I think it's portability makes it great but it, like manufactured homes that advertise low prices, is not very affordable once all the site improvements are taken into account.

Let's do the math:

Land: $100,000 (in the burbs...more close in)
Permits/SDC's: $ 15,000 (on the low side, $30K in many areas)
Soft costs: $30,000 (financing, insurance, taxes, closing)
Site improvements: $15,000 (excavation, utilities, grading, etc)
Cost of building: $87,000 (plus shipping and interior finishes)

Total cost: $250,000-275,000 for a 384 sq ft house that needs a kitchen and bathroom.

You can buy a brand new site-built 1500 sq ft, 3 br/ 2.5 bath house with a garage for $225K all done and landscaped.


Not nearly as cool but if we are talking affordability, here are some examples to compare:

873 sq ft new house for $155,000

A LEED certified new house 966 sq ft for $189K

1500 sq ft, 3 br, 2.5 bath for $225.000

2100 sq ft, 4 br, 2.5 bath new house for $275,000

By the time you are done with a c384 you are probably going to spend at least $275K. Most people would prefer the extra space over the scratched up floors. I bet a 384 sq ft box could be built on site for about $10,000-15,000 if you only want a shop.


holy moly. even without soft costs they are proposing $200+/sf. this is not going to get us to the prefab future. i also wonder about getting a.d.u. status past the city with structural and energy codes. hope they can do it, but it'll be a while before this beats a trip with a u-haul to lowe's to get the materials to build a backyard shed. i've yet to see the connection between the "free" shipping containers laying around that everyone (and their thesis) talks about and getting them to be a reasonable and realistic solution for housing. maybe i'll be proved wrong and i don't want to be a hater, but the shipping container gimmick is getting pretty old.
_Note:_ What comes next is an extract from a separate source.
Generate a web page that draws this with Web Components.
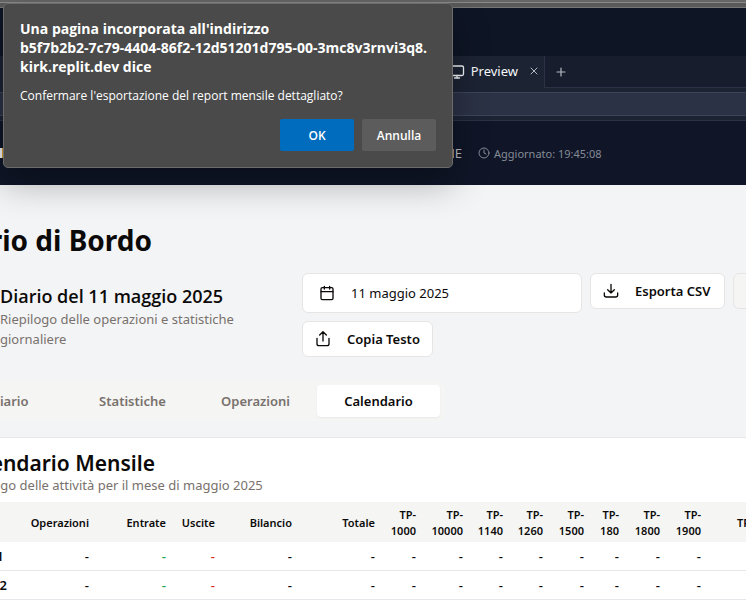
<!DOCTYPE html>
<html lang="it">
<head>
<meta charset="utf-8">
<title>Diario di Bordo</title>
<style>
  html, body { margin: 0; height: 100%; overflow: hidden; }
  body { font-family: "Noto Sans", "Open Sans", sans-serif; font-size: 13px; color: #0c0a09; background: #f3f4f6; }
</style>
</head>
<body>
<app-shell>
  <browser-chrome slot="chrome"></browser-chrome>
  <status-header slot="header" status="ONLINE" updated="19:45:08"></status-header>
  <log-toolbar heading="Diario del 11 maggio 2025" subtitle="Riepilogo delle operazioni e statistiche giornaliere" date="11 maggio 2025"></log-toolbar>
  <view-tabs items="Diario,Statistiche,Operazioni,Calendario" active="Calendario"></view-tabs>
  <month-card></month-card>
</app-shell>
<confirm-dialog role="dialog" aria-label="Conferma">
  <span slot="title">Una pagina incorporata all'indirizzo<br>b5f7b2b2-7c79-4404-86f2-12d51201d795-00-3mc8v3rnvi3q8.<br>kirk.replit.dev dice</span>
  <span slot="message">Confermare l'esportazione del report mensile dettagliato?</span>
</confirm-dialog>

<script>
class Base extends HTMLElement {
  connectedCallback() {
    this.attachShadow({ mode: 'open' }).innerHTML =
      `<style>*{box-sizing:border-box}button,input{font:inherit;color:inherit;margin:0}svg{display:block;flex:none;fill:none;stroke:currentColor;stroke-linecap:round;stroke-linejoin:round}</style>` + this.render();
  }
  render() { return ''; }
}

customElements.define('app-shell', class extends Base {
  render() {
    return `<style>
      :host { display: block; height: 100vh; overflow: hidden; }
      main { margin-left: -56px; margin-right: -160px; }
      h1 { margin: 0; padding: 37px 0 15px; font-size: 28px; line-height: 36px; font-weight: 700; }
    </style>
    <slot name="chrome"></slot><slot name="header"></slot>
    <main><h1>Diario di Bordo</h1><slot></slot></main>`;
  }
});

customElements.define('browser-chrome', class extends Base {
  render() {
    return `<style>
      :host { display: block; background: #0e1525; color: #f5f9fc; }
      .frame { height: 8px; background: linear-gradient(#666 2px, #8a8a8a 2px 3px, #5a5a5a 3px 7px, #777 7px); }
      .strip { margin-top: 48px; display: grid; grid-template-columns: 545px 1fr; height: 32px; background: #171d2c; }
      .tab { display: flex; justify-content: flex-end; align-items: center; gap: 6px; background: #1c2333; border-right: 1px solid #2b3245; padding: 0 4px 2px 0; }
      .rest { border-bottom: 1px solid #2b3245; display: flex; align-items: center; padding-left: 10px; }
      button { border: 0; background: none; padding: 0; display: flex; color: #b4bac4; }
      .close { padding: 0 0 0 4px; }
      .bar { background: #1c2333; padding: 4px 0; border-bottom: 1px solid #2b3245; }
      input { display: block; width: 100%; height: 24px; border: solid #3c445c; border-width: 1px 0; background: #2b3245; padding: 0 12px; outline: 0; }
    </style>
    <div class="frame"></div>
    <div class="strip">
      <div class="tab">
        <svg width="16" height="16" viewBox="0 0 16 16" stroke="#c2c8cc" stroke-width="1.3"><rect x="1.5" y="3" width="13" height="9.5" rx="1.5"/><path d="M8 12.5v2.3M5.5 15h5"/></svg>
        <span>Preview</span>
        <button class="close" aria-label="Chiudi scheda"><svg width="12" height="12" viewBox="0 0 12 12"><path d="M3 3l6 6M9 3l-6 6"/></svg></button>
      </div>
      <div class="rest"><button aria-label="Nuova scheda"><svg width="12" height="12" viewBox="0 0 12 12" stroke-width="1.2"><path d="M6 2v8M2 6h8"/></svg></button></div>
    </div>
    <div class="bar"><input type="text" aria-label="Indirizzo"></div>`;
  }
});

customElements.define('status-header', class extends Base {
  render() {
    return `<style>
      :host { display: grid; grid-template-columns: 462px 1fr; gap: 16px; align-items: center; height: 64px; background: #101628; color: #b9bcc2; }
      .left { display: flex; justify-content: space-between; align-items: center; }
      .mark { width: 6px; height: 10px; background: linear-gradient(90deg, #f0f0f0 2px, #d9a032 2px); }
      .time { display: flex; align-items: center; gap: 4px; font-size: 11px; color: #858b96; }
    </style>
    <div class="left"><span class="mark"></span><span>${this.getAttribute('status')}</span></div>
    <div class="time"><svg width="12" height="12" viewBox="0 0 24 24" stroke-width="2"><circle cx="12" cy="12" r="10"/><path d="M12 6v6l4 2"/></svg><span>Aggiornato: ${this.getAttribute('updated')}</span></div>`;
  }
});

customElements.define('log-toolbar', class extends Base {
  render() {
    const a = n => this.getAttribute(n);
    return `<style>
      :host { display: grid; grid-template-columns: 294px 1fr; gap: 8px; padding-left: 56px; }
      .text { padding-top: 10px; }
      h2 { margin: 0; font-family: "Open Sans", sans-serif; font-size: 18px; line-height: 26px; font-weight: 600; }
      p { margin: 0; line-height: 20px; color: #78716c; }
      .actions { display: flex; flex-wrap: wrap; align-items: flex-start; gap: 8px; }
      button { display: flex; align-items: center; background: #fff; border: 1px solid #e7e5e4; border-radius: 6px; height: 36px; padding: 0 12px; gap: 16px; font-weight: 600; white-space: nowrap; }
      .date { width: 280px; height: 40px; padding: 0 16px; font-weight: 400; }
      .export { min-width: 135px; }
      .muted { background: #f5f5f4; color: #a8a29e; padding: 0 16px; }
    </style>
    <div class="text"><h2>${a('heading')}</h2><p>${a('subtitle')}</p></div>
    <div class="actions">
      <button class="date"><svg width="16" height="16" viewBox="0 0 24 24" stroke-width="2"><rect x="3" y="4" width="18" height="18" rx="2"/><path d="M8 2v4M16 2v4M3 10h18"/></svg>${a('date')}</button>
      <button class="export"><svg width="16" height="16" viewBox="0 0 24 24" stroke-width="2"><path d="M2 15v3q0 3 3 3h14q3 0 3-3v-3M12 2v13M7 10l5 5 5-5"/></svg>Esporta CSV</button>
      <button class="muted">Report Mensile</button>
      <button><svg width="16" height="16" viewBox="0 0 24 24" stroke-width="2"><path d="M3 11v8q0 3 3 3h12q3 0 3-3v-8M12 15V2M7 6l5-5 5 5"/></svg>Copia Testo</button>
    </div>`;
  }
});

customElements.define('view-tabs', class extends Base {
  render() {
    const active = this.getAttribute('active');
    const tabs = this.getAttribute('items').split(',').map(t =>
      `<button role="tab" aria-selected="${t === active}">${t}</button>`).join('');
    return `<style>
      :host { display: block; margin-top: 24px; }
      div { display: grid; grid-template-columns: repeat(4, 1fr); width: 500px; padding: 4px; background: #f5f5f4; border-radius: 6px; }
      button { height: 32px; border: 0; border-radius: 4px; background: none; color: #78716c; font-weight: 600; padding: 0; }
      button[aria-selected="true"] { background: #fff; color: #0c0a09; box-shadow: 0 1px 2px #0000000d; }
    </style><div role="tablist">${tabs}</div>`;
  }
});

customElements.define('month-card', class extends Base {
  render() {
    const codes = ['1000', '10000', '1140', '1260', '1500', '180', '1800', '1900'];
    const widths = [78, 74, 77, 49, 77, 83, 41, 47, 40, 40, 41, 35, 41, 41];
    const row = d => `<tr><th scope="row">${d}</th>${Array.from({ length: 14 }, (_, i) =>
      `<td${i === 1 ? ' class="in"' : i === 2 ? ' class="out"' : ''}>-</td>`).join('')}</tr>`;
    return `<style>
      :host { display: block; margin-top: 16px; background: #fff; border: 1px solid #e5e7eb; padding: 13px 0 60px; }
      h2, p { margin: 0; padding-left: 14px; }
      h2 { font-size: 21px; line-height: 25px; font-weight: 600; }
      p { line-height: 18px; color: #78716c; padding-bottom: 8px; }
      table { border-collapse: separate; border-spacing: 0; table-layout: fixed; width: 100%; }
      th, td { text-align: right; padding: 0 8px 0 0; }
      thead th { background: #f5f5f4; height: 40px; padding-top: 1px; font-size: 11px; line-height: 16px; font-weight: 600; }
      thead th:first-child { text-align: left; padding-left: 14px; }
      thead th:last-child { text-align: left; padding-left: 28px; }
      tbody th, tbody td { height: 29px; line-height: 18px; border-bottom: 1px solid #e5e7eb; }
      tbody th { text-align: left; padding: 0 0 0 28px; font-weight: 600; white-space: nowrap; }
      td { font-weight: 500; }
      .in { color: #16a34a; } .out { color: #dc2626; }
    </style>
    <h2>Calendario Mensile</h2><p>Riepilogo delle attività per il mese di maggio 2025</p>
    <table>
      <colgroup>${widths.map(w => `<col style="width:${w}px">`).join('')}<col></colgroup>
      <thead><tr><th scope="col">Data</th>${['Operazioni', 'Entrate', 'Uscite', 'Bilancio', 'Totale'].map(t => `<th scope="col">${t}</th>`).join('')}${codes.map(c => `<th scope="col">TP-<br>${c}</th>`).join('')}<th scope="col">TP-2000</th></tr></thead>
      <tbody>${row('gio 1')}${row('ven 2')}</tbody>
    </table>`;
  }
});

customElements.define('confirm-dialog', class extends Base {
  render() {
    return `<style>
      :host { position: absolute; top: 3px; left: 3px; width: 450px; box-sizing: border-box; background: #4a4a4a; color: #fff; border: 1px solid #6b6b6b; border-radius: 5px; padding: 15px 16px 16px; font-family: "Open Sans", sans-serif; box-shadow: 0 14px 36px #00000052; }
      h2 { margin: 0; font-size: 14px; line-height: 19px; font-weight: 700; }
      p { margin: 10px 0 14px; font-size: 12px; line-height: 19px; }
      div { display: flex; justify-content: flex-end; gap: 8px; }
      button { width: 74px; height: 32px; border: 0; border-radius: 2px; background: #5c5c5c; font-size: 12px; font-weight: 600; padding: 0; }
      .ok { background: #006cbe; }
    </style>
    <h2><slot name="title"></slot></h2><p><slot name="message"></slot></p>
    <div><button class="ok">OK</button><button>Annulla</button></div>`;
  }
});
</script>
</body>
</html>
Another advantage:If you decide to move to another town, you don't have to pack anything, the crane comes hoists you on a truck, you go about your daily business, and a few hours later, zap, you are in your new locale, no moving trucks, bubble packing the crystal, etc. You can even have tea en route with your friends! Genious!


Great idea, but why ship it from Seattle? There are thousands of empty containers laying aorund our own Port facilities.

Sean Casey

It's nice to see the inaugural container/space finally arrive in Portland.

There's a certain affection for those cute, cuddly modular units. Legoland for adults.

However, Ben and John bring up valid issues regarding novelty versus practicality. Turning a simple item into a complex undertaking seems a little counter-productive.

Dee Williams home, profiled in the September 15, 2005 issue of the Oregonian, really seems the zeitgeist of what the best of eco-architecture can offer in terms of mobility and use of space.

Her home blows all these shipping container ideas out of the water when materials, cost, livability and respect for the neighborhood are considered. I'd encourage people interested to check it out.


Dee's house is like having a fort out back. Without the main house it is totally unfeasible. I mean, how is that much different than buying a camper off of Craigslist for under $1000 and parking it in your friend's back yard?

Shawn Busse


If anyone is interested in the "feasibility" of the detached ADU, take a look at my blog here: http://www.shawnbusse.com/private/houseblog/

It's not nearly as easy or cut-and-dry as one would hope. And yes, the costs are significant even if you remove the shipping container from the equation

Brian Libby

Nice try, you pathetic spamming scumbag! I just deleted all of the 20 nonsensical comments you left this morning. How about going to the trouble of writing out 40 more and I'll delete those with the click of a button too, you sad excuse for a homo sapien?